Decline and fall of scripting languages ?
Mon Aug 8 21:15:58 CEST 2005
Donn Cave <donn at u.washington.edu> writes:
> > I'm not sure what you mean by that about OCAML. That its functional
> > model is not pure enough? I'd like to look at Haskell as well, but I
> > have the impression that its implementation is not as serious as
> > OCaml's, i.e. no native-code compiler.
> On the contrary, there are a couple. Ghc is probably the leading
> implementation these days, and by any reasonable measure, it is serious.
OK, I've looked at the Haskell "gentle introduction" page a little bit
and it's nice. I do remember Ocaml beating Haskell on a performance
shootout and am not sure whether Ghc was used for the Haskell entry.
I notice that Haskell strings are character lists, i.e. at least
conceptually, "hello" takes the equivalent of five cons cells. Do
real implementations (i.e. GHC) actually work like that? If so, that's
enough to kill the whole thing right there.
> Objective CAML is indeed not a pure functional language.

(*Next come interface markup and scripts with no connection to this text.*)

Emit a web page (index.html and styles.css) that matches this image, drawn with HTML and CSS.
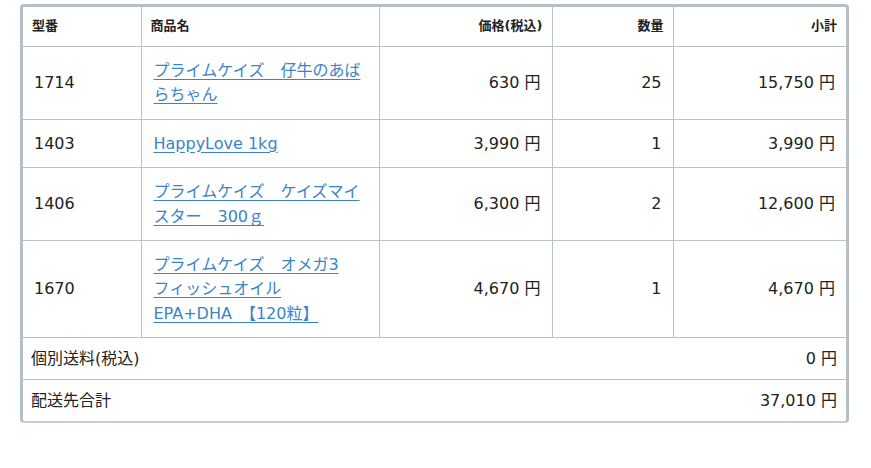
FILE: index.html
```html
<!DOCTYPE html>
<html lang="ja">
<head>
<meta charset="utf-8">
<title>注文内容</title>
<link rel="stylesheet" href="styles.css">
</head>
<body>
<div class="page">
  <div class="cart">
    <table class="cart-table">
      <colgroup>
        <col class="c-code">
        <col class="c-name">
        <col class="c-price">
        <col class="c-qty">
        <col class="c-sub">
      </colgroup>
      <thead>
        <tr>
          <th class="left">型番</th>
          <th class="left">商品名</th>
          <th class="right">価格(税込)</th>
          <th class="right">数量</th>
          <th class="right last">小計</th>
        </tr>
      </thead>
      <tbody>
        <tr>
          <td>1714</td>
          <td class="name"><a href="#">プライムケイズ　仔牛のあばらちゃん</a></td>
          <td class="right">630 円</td>
          <td class="right">25</td>
          <td class="right last">15,750 円</td>
        </tr>
        <tr>
          <td>1403</td>
          <td class="name"><a href="#">HappyLove 1kg</a></td>
          <td class="right">3,990 円</td>
          <td class="right">1</td>
          <td class="right last">3,990 円</td>
        </tr>
        <tr>
          <td>1406</td>
          <td class="name"><a href="#">プライムケイズ　ケイズマイスター　300ｇ</a></td>
          <td class="right">6,300 円</td>
          <td class="right">2</td>
          <td class="right last">12,600 円</td>
        </tr>
        <tr>
          <td>1670</td>
          <td class="name"><a href="#">プライムケイズ　オメガ3<br>フィッシュオイル<br>EPA+DHA　【120粒】</a></td>
          <td class="right">4,670 円</td>
          <td class="right">1</td>
          <td class="right last">4,670 円</td>
        </tr>
        <tr class="sum">
          <td colspan="2" class="label">個別送料(税込)</td>
          <td colspan="3" class="right last">0 円</td>
        </tr>
        <tr class="sum final">
          <td colspan="2" class="label">配送先合計</td>
          <td colspan="3" class="right last">37,010 円</td>
        </tr>
      </tbody>
    </table>
  </div>
</div>
</body>
</html>
```

FILE: styles.css
```css
html, body {
  margin: 0;
  padding: 0;
  background: #ffffff;
}

body {
  font-family: "DejaVu Sans", "Noto Sans CJK JP", sans-serif;
  font-size: 16px;
  color: #222222;
}

.page {
  padding: 4px 0 0 20px;
}

.cart {
  width: 823px;
  border: 3px solid #b3bfc7;
  border-bottom: 2px solid #c3ccd2;
  border-radius: 4px;
  overflow: hidden;
}

.cart-table {
  width: 100%;
  border-collapse: collapse;
  table-layout: fixed;
}

.c-code { width: 118px; }
.c-name { width: 238px; }
.c-price { width: 173px; }
.c-qty { width: 121px; }
.c-sub { width: auto; }

.cart-table th {
  font-size: 13px;
  font-weight: bold;
  line-height: 18px;
  padding: 10px 9px 11px 9px;
  border-right: 1px solid #b8c3ca;
  border-bottom: 1px solid #b8c3ca;
  color: #222222;
}

.cart-table td {
  line-height: 24.4px;
  padding: 12px 11px 11px 10px;
  border-right: 1px solid #b8c3ca;
  border-bottom: 1px solid #b8c3ca;
  vertical-align: middle;
}

.cart-table td:first-child {
  padding-left: 11px;
}

.cart-table td.name {
  padding-left: 12px;
  padding-right: 10px;
}

.cart-table .left { text-align: left; }
.cart-table .right { text-align: right; }
.cart-table .last { border-right: none; }

.cart-table td.right { padding-right: 11px; }

.cart-table a {
  color: #3b84c8;
  text-decoration: underline;
  text-underline-offset: 3px;
}

.cart-table tr.sum td {
  line-height: 24px;
  padding-top: 9px;
  padding-bottom: 8px;
}

.cart-table tr.sum td.label {
  padding-left: 8px;
  border-right: none;
}

.cart-table tr.sum td.right {
  padding-right: 9px;
}

.cart-table tr.final td {
  border-bottom: none;
}
```
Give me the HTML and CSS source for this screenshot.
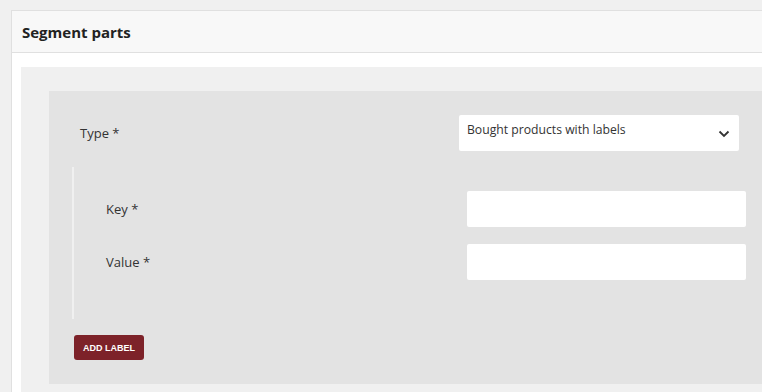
FILE: index.html
```html
<!DOCTYPE html>
<html lang="en">
<head>
    <meta charset="UTF-8">
    <meta name="viewport" content="width=device-width, initial-scale=1.0">
    <title>Segment parts</title>
    <link rel="stylesheet" href="styles.css">
</head>
<body>

    <div class="card">
        <div class="card-header">Segment parts</div>

        <div class="card-body">
            <div class="panel">
                <div class="part">

                    <!-- Part type -->
                    <div class="type-row">
                        <label class="type-label">Type *</label>
                        <div class="select">
                            <span>Bought products with labels</span>
                            <svg class="chevron" width="12" height="8" viewBox="0 0 12 8">
                                <path d="M1.5 1.5 L6 6 L10.5 1.5" fill="none" stroke="#333" stroke-width="1.8"/>
                            </svg>
                        </div>
                    </div>

                    <!-- Labels -->
                    <div class="labels-group">
                        <div class="field-row">
                            <label class="field-label">Key *</label>
                            <input class="field-input" type="text">
                        </div>
                        <div class="field-row">
                            <label class="field-label">Value *</label>
                            <input class="field-input" type="text">
                        </div>
                    </div>

                    <button class="btn-add">ADD LABEL</button>
                </div>
            </div>
        </div>
    </div>

</body>
</html>
```

FILE: styles.css
```css
body {
    margin: 0;
    background-color: #f0f0f0;
    font-family: "Open Sans", sans-serif;
    color: #333;
    overflow: hidden;
}

.card {
    margin: 10px -40px 0 11px;
    background-color: #fff;
    border: 1px solid #e0e0e0;
}

.card-header {
    display: flex;
    align-items: center;
    height: 41px;
    padding-left: 10px;
    background-color: #f8f8f8;
    border-bottom: 1px solid #e0e0e0;
    font-size: 15px;
    font-weight: bold;
    color: #222;
}

.card-body {
    padding: 14px 0 0 9px;
}

.panel {
    background-color: #f0f0f0;
    padding: 24px 0 20px 28px;
}

.part {
    background-color: #e3e3e3;
    padding: 24px 0 24px 0;
}

.type-row {
    display: flex;
    align-items: center;
    padding-left: 31px;
}

.type-label {
    width: 379px;
    font-size: 13px;
}

.select {
    position: relative;
    box-sizing: border-box;
    width: 280px;
    height: 36px;
    padding: 6px 8px;
    background-color: #fff;
    border-radius: 2px;
    font-size: 12.2px;
}

.chevron {
    position: absolute;
    right: 9px;
    top: 15px;
}

.labels-group {
    display: flex;
    flex-direction: column;
    gap: 17px;
    margin: 16px 0 0 23px;
    padding: 24px 0 39px 32px;
    border-left: 2px solid #f0f0f0;
}

.field-row {
    display: flex;
    align-items: center;
}

.field-label {
    width: 361px;
    font-size: 13px;
}

.field-input {
    box-sizing: border-box;
    width: 279px;
    height: 36px;
    border: none;
    border-radius: 2px;
    background-color: #fff;
}

.btn-add {
    display: block;
    margin: 16px 0 0 25px;
    width: 70px;
    height: 25px;
    padding: 0;
    border: none;
    border-radius: 3px;
    background-color: #7d2229;
    color: #fff;
    font-family: "Liberation Sans", Arial, sans-serif;
    font-size: 9px;
    font-weight: bold;
}
```
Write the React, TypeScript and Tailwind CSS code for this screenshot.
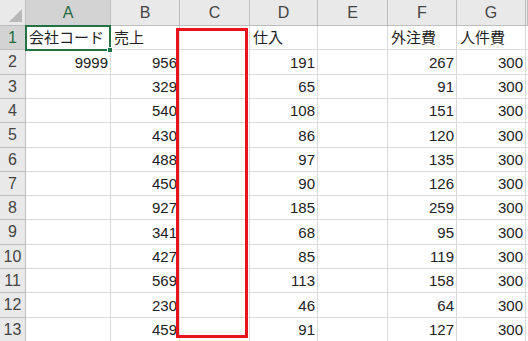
import React from "react";

const colW = [26, 85, 69, 70, 68, 70, 69, 69, 2];
const colNames = ["", "A", "B", "C", "D", "E", "F", "G", ""];
const rowH = [24, 25, 24, 24, 25, 24, 24, 24, 25, 24, 24, 25, 24];

const B = [956, 329, 540, 430, 488, 450, 927, 341, 427, 569, 230, 459];
const D = [191, 65, 108, 86, 97, 90, 185, 68, 85, 113, 46, 91];
const F = [267, 91, 151, 120, 135, 126, 259, 95, 119, 158, 64, 127];

type Cell = { v: string; num?: boolean };

function rowCells(r: number): Cell[] {
  if (r === 0)
    return [
      { v: "会社コード" },
      { v: "売上" },
      { v: "" },
      { v: "仕入" },
      { v: "" },
      { v: "外注費" },
      { v: "人件費" },
      { v: "" },
    ];
  const i = r - 1;
  return [
    { v: r === 1 ? "9999" : "", num: true },
    { v: String(B[i]), num: true },
    { v: "" },
    { v: String(D[i]), num: true },
    { v: "" },
    { v: String(F[i]), num: true },
    { v: "300", num: true },
    { v: "" },
  ];
}

export default function App() {
  const font = {
    fontFamily: '"Liberation Sans", "Noto Sans CJK JP", sans-serif',
  };
  return (
    <div
      className="relative w-[528px] h-[341px] overflow-hidden bg-white text-[15px] text-[#222]"
      style={font}
    >
      {/* header row */}
      <div className="flex h-[26px]">
        {colNames.map((n, c) => (
          <div
            key={c}
            style={{ width: colW[c] }}
            className={
              "shrink-0 flex items-center justify-center border-b border-r border-[#bdbdbd] " +
              (c === 1
                ? "bg-[#d3d3d3] text-[#1e6b41] border-b-[#217346]"
                : "bg-[#e9e9e9] text-[#444]")
            }
          >
            {c === 0 ? (
              <svg width="25" height="25" viewBox="0 0 25 25">
                <polygon points="22,9 22,22 9,22" fill="#b8b8b8" />
              </svg>
            ) : (
              <span className="text-[16px]">{n}</span>
            )}
          </div>
        ))}
      </div>
      {rowH.map((h, r) => (
        <div key={r} className="flex" style={{ height: h }}>
          <div
            style={{ width: colW[0] }}
            className={
              "shrink-0 flex items-center justify-center border-b border-r border-[#bdbdbd] text-[16px] " +
              (r === 0
                ? "bg-[#d3d3d3] text-[#1e6b41] border-r-[#217346]"
                : "bg-[#e9e9e9] text-[#444]")
            }
          >
            {r + 1}
          </div>
          {rowCells(r).map((cell, c) => (
            <div
              key={c}
              style={{ width: colW[c + 1] }}
              className={
                "shrink-0 flex items-center border-b border-r border-[#dadada] whitespace-nowrap overflow-visible " +
                (cell.num ? "justify-end pr-[2px]" : "justify-start pl-[3px]")
              }
            >
              <span className="pt-[2px]">{cell.v}</span>
            </div>
          ))}
        </div>
      ))}
      {/* active cell A1 */}
      <div className="absolute left-[25px] top-[25px] w-[86px] h-[26px] border-2 border-[#217346] pointer-events-none">
        <div className="absolute right-[-4px] bottom-[-4px] w-[6px] h-[6px] bg-[#217346] border border-white" />
      </div>
      {/* red highlight box over column C */}
      <div className="absolute left-[176px] top-[28px] w-[72px] h-[310px] border-[3px] border-[#e8131f] pointer-events-none" />
    </div>
  );
}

Should that bother me? I should say, my interest in Ocaml or Haskell
is not just to try out something new, but also as a step up from both
Python and C/C++ for writing practical code. That is, I'm looking for
something with good abstraction (unlike Java) and type safety (unlike
C/C++), but for the goal of writing high performance code (like
C/C++). I'm even (gasp) thinking of checking out Ada.